Clint Robinson

Personal information
- Full name: Clint Paul Robinson
- Born: 21 June 1969 (age 56) Bankstown, New South Wales, Australia

Playing information
- Position: Wing
Club
| Years | Team | Pld | T | G | FG | P |
| 1987–92 | Balmain Tigers | 52 | 19 | 0 | 0 | 76 |
- Source: As of 13 January 2023

= Clint Robinson (rugby league) =

Australian rugby league footballer (born 1969)
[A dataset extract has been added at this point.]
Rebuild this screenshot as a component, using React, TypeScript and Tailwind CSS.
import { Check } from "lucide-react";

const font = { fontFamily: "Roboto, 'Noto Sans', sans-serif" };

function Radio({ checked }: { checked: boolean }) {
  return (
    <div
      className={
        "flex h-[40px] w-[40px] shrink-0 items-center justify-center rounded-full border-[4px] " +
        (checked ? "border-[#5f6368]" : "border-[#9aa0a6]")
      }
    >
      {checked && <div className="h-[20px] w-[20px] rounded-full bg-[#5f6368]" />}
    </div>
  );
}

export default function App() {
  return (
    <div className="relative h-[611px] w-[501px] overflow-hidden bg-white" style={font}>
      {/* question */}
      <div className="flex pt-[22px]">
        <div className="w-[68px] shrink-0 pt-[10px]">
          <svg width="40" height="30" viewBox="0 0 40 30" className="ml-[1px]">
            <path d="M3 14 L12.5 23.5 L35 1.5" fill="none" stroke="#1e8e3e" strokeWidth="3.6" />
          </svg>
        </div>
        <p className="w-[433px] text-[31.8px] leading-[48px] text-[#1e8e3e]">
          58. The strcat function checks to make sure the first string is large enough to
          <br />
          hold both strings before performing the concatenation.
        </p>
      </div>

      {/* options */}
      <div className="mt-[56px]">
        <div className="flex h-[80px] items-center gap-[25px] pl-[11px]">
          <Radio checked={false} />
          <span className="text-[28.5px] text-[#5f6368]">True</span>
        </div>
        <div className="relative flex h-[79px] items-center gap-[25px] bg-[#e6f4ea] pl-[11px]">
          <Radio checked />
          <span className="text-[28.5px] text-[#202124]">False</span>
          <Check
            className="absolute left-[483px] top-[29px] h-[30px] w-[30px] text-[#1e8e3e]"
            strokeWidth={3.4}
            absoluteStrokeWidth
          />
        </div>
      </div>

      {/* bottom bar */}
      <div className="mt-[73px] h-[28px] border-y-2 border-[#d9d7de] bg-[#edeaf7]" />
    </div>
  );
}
Clint Robinson is an Australian former professional rugby league footballer who played in the 1980s and 1990s. He played for Balmain in NSWRL competition.

==Background==
Robinson is the father of women's rugby league player Andie Robinson.

==Playing career==
Robinson made his first grade debut for Balmain in round 14 of the 1987 NSWRL season against the defending premiers Parramatta at Leichhardt Oval. Robinson played off the bench in a 19-0 victory. The following year, Robinson played for the majority of the season but missed out on Balmain's finals campaign and grand final loss to Canterbury. In 1990, Robinson was involved in Balmain's last two finals matches as a stand-alone entity. Robinson's final year with Balmain was in 1992 where he played 19 games and scored eight tries.